Collected material:
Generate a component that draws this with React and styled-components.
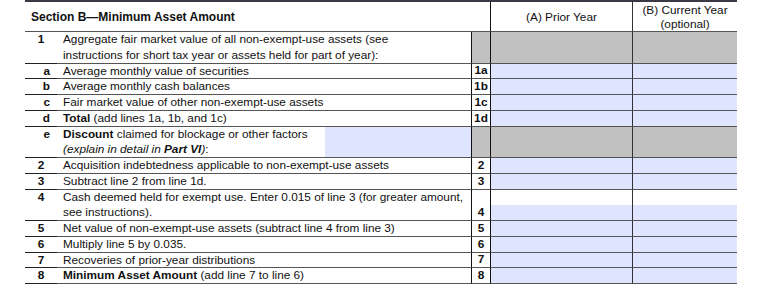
import React from 'react';
import styled, { createGlobalStyle } from 'styled-components';

const GlobalStyle = createGlobalStyle`
  html, body { margin: 0; padding: 0; background: #fff; }
  body { font-family: "Liberation Sans", Arial, sans-serif; color: #111; }
`;

const BLUE = '#dfe5ff';
const GRAY = '#c1c1c1';

const Page = styled.div`
  width: 760px;
  height: 287px;
  overflow: hidden;
  padding-left: 25px;
  box-sizing: border-box;
`;

const Table = styled.div`
  width: 712px;
  display: grid;
  grid-template-columns: 32px 414px 19px 142px 105px;
  border-top: 2px solid #3a3a44;
  font-size: 11.8px;
`;

const Title = styled.div`
  grid-column: 1 / 4;
  height: 29px;
  border-bottom: 1.5px solid #555;
  display: flex;
  align-items: center;
  padding-left: 6px;
  font-weight: bold;
  font-size: 12px;
`;

const ColHead = styled.div`
  height: 29px;
  border-bottom: 1.5px solid #555;
  border-left: 1.5px solid ${p => (p.$soft ? '#333' : '#111')};
  display: flex;
  flex-direction: column;
  align-items: center;
  justify-content: center;
  text-align: center;
  line-height: 14px;
`;

const Num = styled.div`
  height: ${p => (p.$tall ? 30.5 : 14.75)}px;
  border-bottom: 1px solid #222;
  font-weight: bold;
  display: flex;
  align-items: flex-start;
  justify-content: ${p => (p.$sub ? 'flex-end' : 'center')};
  padding-right: ${p => (p.$sub ? 7 : 0)}px;
  line-height: 15px;
`;

const Desc = styled.div`
  height: ${p => (p.$tall ? 30.5 : 14.75)}px;
  border-bottom: 1px solid #555;
  padding-left: 6px;
  display: flex;
  justify-content: space-between;
  line-height: 15.5px;
  white-space: nowrap;
`;

const Field = styled.div`
  width: 146px;
  background: ${BLUE};
  height: 100%;
`;

const LineNo = styled.div`
  height: ${p => (p.$tall ? 30.5 : 14.75)}px;
  border-bottom: 1px solid #555;
  border-left: 1.5px solid #111;
  background: ${p => (p.$shade ? GRAY : 'transparent')};
  font-weight: bold;
  display: flex;
  align-items: flex-end;
  justify-content: center;
  line-height: 15px;
`;

const Cell = styled.div`
  height: ${p => (p.$tall ? 30.5 : 14.75)}px;
  border-bottom: 1px solid #555;
  border-left: 1.5px solid ${p => (p.$soft ? '#333' : '#111')};
  background: ${p =>
    p.$shade
      ? GRAY
      : p.$split
      ? `linear-gradient(to bottom, #fff 0, #fff 15.5px, ${BLUE} 15.5px)`
      : BLUE};
`;

const rows = [
  { n: '1', tall: true, shade: true, text: (
    <span>Aggregate fair market value of all non-exempt-use assets (see<br />instructions for short tax year or assets held for part of year):</span>
  ) },
  { n: 'a', sub: true, line: '1a', text: 'Average monthly value of securities' },
  { n: 'b', sub: true, line: '1b', text: 'Average monthly cash balances' },
  { n: 'c', sub: true, line: '1c', text: 'Fair market value of other non-exempt-use assets' },
  { n: 'd', sub: true, line: '1d', text: <span><b>Total</b> (add lines 1a, 1b, and 1c)</span> },
  { n: 'e', sub: true, tall: true, shade: true, field: true, text: (
    <span><b>Discount</b> claimed for blockage or other factors<br /><i>(explain in detail in <b>Part VI</b>)</i>:</span>
  ) },
  { n: '2', line: '2', text: 'Acquisition indebtedness applicable to non-exempt-use assets' },
  { n: '3', line: '3', text: 'Subtract line 2 from line 1d.' },
  { n: '4', line: '4', tall: true, split: true, text: (
    <span>Cash deemed held for exempt use. Enter 0.015 of line 3 (for greater amount,<br />see instructions).</span>
  ) },
  { n: '5', line: '5', text: 'Net value of non-exempt-use assets (subtract line 4 from line 3)' },
  { n: '6', line: '6', text: 'Multiply line 5 by 0.035.' },
  { n: '7', line: '7', text: 'Recoveries of prior-year distributions' },
  { n: '8', line: '8', text: <span><b>Minimum Asset Amount</b> (add line 7 to line 6)</span> },
];

export default function App() {
  return (
    <Page>
      <GlobalStyle />
      <Table>
        <Title>Section B—Minimum Asset Amount</Title>
        <ColHead>(A) Prior Year</ColHead>
        <ColHead $soft>
          <span>(B) Current Year</span>
          <span>(optional)</span>
        </ColHead>
        {rows.map((r, i) => (
          <React.Fragment key={i}>
            <Num $tall={r.tall} $sub={r.sub}>{r.n}</Num>
            <Desc $tall={r.tall}>
              {r.text}
              {r.field && <Field />}
            </Desc>
            <LineNo $tall={r.tall} $shade={r.shade}>{r.line}</LineNo>
            <Cell $tall={r.tall} $shade={r.shade} $split={r.split} />
            <Cell $tall={r.tall} $shade={r.shade} $split={r.split} $soft />
          </React.Fragment>
        ))}
      </Table>
    </Page>
  );
}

Set problem: Quote everything in the listing above exactly; pictures are the only thing to omit.

Answer to this exercise:
Generate a component that draws this with React and styled-components.
import React from 'react';
import styled, { createGlobalStyle } from 'styled-components';

const GlobalStyle = createGlobalStyle`
  html, body { margin: 0; padding: 0; background: #fff; }
  body { font-family: "Liberation Sans", Arial, sans-serif; color: #111; }
`;

const BLUE = '#dfe5ff';
const GRAY = '#c1c1c1';

const Page = styled.div`
  width: 760px;
  height: 287px;
  overflow: hidden;
  padding-left: 25px;
  box-sizing: border-box;
`;

const Table = styled.div`
  width: 712px;
  display: grid;
  grid-template-columns: 32px 414px 19px 142px 105px;
  border-top: 2px solid #3a3a44;
  font-size: 11.8px;
`;

const Title = styled.div`
  grid-column: 1 / 4;
  height: 29px;
  border-bottom: 1.5px solid #555;
  display: flex;
  align-items: center;
  padding-left: 6px;
  font-weight: bold;
  font-size: 12px;
`;

const ColHead = styled.div`
  height: 29px;
  border-bottom: 1.5px solid #555;
  border-left: 1.5px solid ${p => (p.$soft ? '#333' : '#111')};
  display: flex;
  flex-direction: column;
  align-items: center;
  justify-content: center;
  text-align: center;
  line-height: 14px;
`;

const Num = styled.div`
  height: ${p => (p.$tall ? 30.5 : 14.75)}px;
  border-bottom: 1px solid #222;
  font-weight: bold;
  display: flex;
  align-items: flex-start;
  justify-content: ${p => (p.$sub ? 'flex-end' : 'center')};
  padding-right: ${p => (p.$sub ? 7 : 0)}px;
  line-height: 15px;
`;

const Desc = styled.div`
  height: ${p => (p.$tall ? 30.5 : 14.75)}px;
  border-bottom: 1px solid #555;
  padding-left: 6px;
  display: flex;
  justify-content: space-between;
  line-height: 15.5px;
  white-space: nowrap;
`;

const Field = styled.div`
  width: 146px;
  background: ${BLUE};
  height: 100%;
`;

const LineNo = styled.div`
  height: ${p => (p.$tall ? 30.5 : 14.75)}px;
  border-bottom: 1px solid #555;
  border-left: 1.5px solid #111;
  background: ${p => (p.$shade ? GRAY : 'transparent')};
  font-weight: bold;
  display: flex;
  align-items: flex-end;
  justify-content: center;
  line-height: 15px;
`;

const Cell = styled.div`
  height: ${p => (p.$tall ? 30.5 : 14.75)}px;
  border-bottom: 1px solid #555;
  border-left: 1.5px solid ${p => (p.$soft ? '#333' : '#111')};
  background: ${p =>
    p.$shade
      ? GRAY
      : p.$split
      ? `linear-gradient(to bottom, #fff 0, #fff 15.5px, ${BLUE} 15.5px)`
      : BLUE};
`;

const rows = [
  { n: '1', tall: true, shade: true, text: (
    <span>Aggregate fair market value of all non-exempt-use assets (see<br />instructions for short tax year or assets held for part of year):</span>
  ) },
  { n: 'a', sub: true, line: '1a', text: 'Average monthly value of securities' },
  { n: 'b', sub: true, line: '1b', text: 'Average monthly cash balances' },
  { n: 'c', sub: true, line: '1c', text: 'Fair market value of other non-exempt-use assets' },
  { n: 'd', sub: true, line: '1d', text: <span><b>Total</b> (add lines 1a, 1b, and 1c)</span> },
  { n: 'e', sub: true, tall: true, shade: true, field: true, text: (
    <span><b>Discount</b> claimed for blockage or other factors<br /><i>(explain in detail in <b>Part VI</b>)</i>:</span>
  ) },
  { n: '2', line: '2', text: 'Acquisition indebtedness applicable to non-exempt-use assets' },
  { n: '3', line: '3', text: 'Subtract line 2 from line 1d.' },
  { n: '4', line: '4', tall: true, split: true, text: (
    <span>Cash deemed held for exempt use. Enter 0.015 of line 3 (for greater amount,<br />see instructions).</span>
  ) },
  { n: '5', line: '5', text: 'Net value of non-exempt-use assets (subtract line 4 from line 3)' },
  { n: '6', line: '6', text: 'Multiply line 5 by 0.035.' },
  { n: '7', line: '7', text: 'Recoveries of prior-year distributions' },
  { n: '8', line: '8', text: <span><b>Minimum Asset Amount</b> (add line 7 to line 6)</span> },
];

export default function App() {
  return (
    <Page>
      <GlobalStyle />
      <Table>
        <Title>Section B—Minimum Asset Amount</Title>
        <ColHead>(A) Prior Year</ColHead>
        <ColHead $soft>
          <span>(B) Current Year</span>
          <span>(optional)</span>
        </ColHead>
        {rows.map((r, i) => (
          <React.Fragment key={i}>
            <Num $tall={r.tall} $sub={r.sub}>{r.n}</Num>
            <Desc $tall={r.tall}>
              {r.text}
              {r.field && <Field />}
            </Desc>
            <LineNo $tall={r.tall} $shade={r.shade}>{r.line}</LineNo>
            <Cell $tall={r.tall} $shade={r.shade} $split={r.split} />
            <Cell $tall={r.tall} $shade={r.shade} $split={r.split} $soft />
          </React.Fragment>
        ))}
      </Table>
    </Page>
  );
}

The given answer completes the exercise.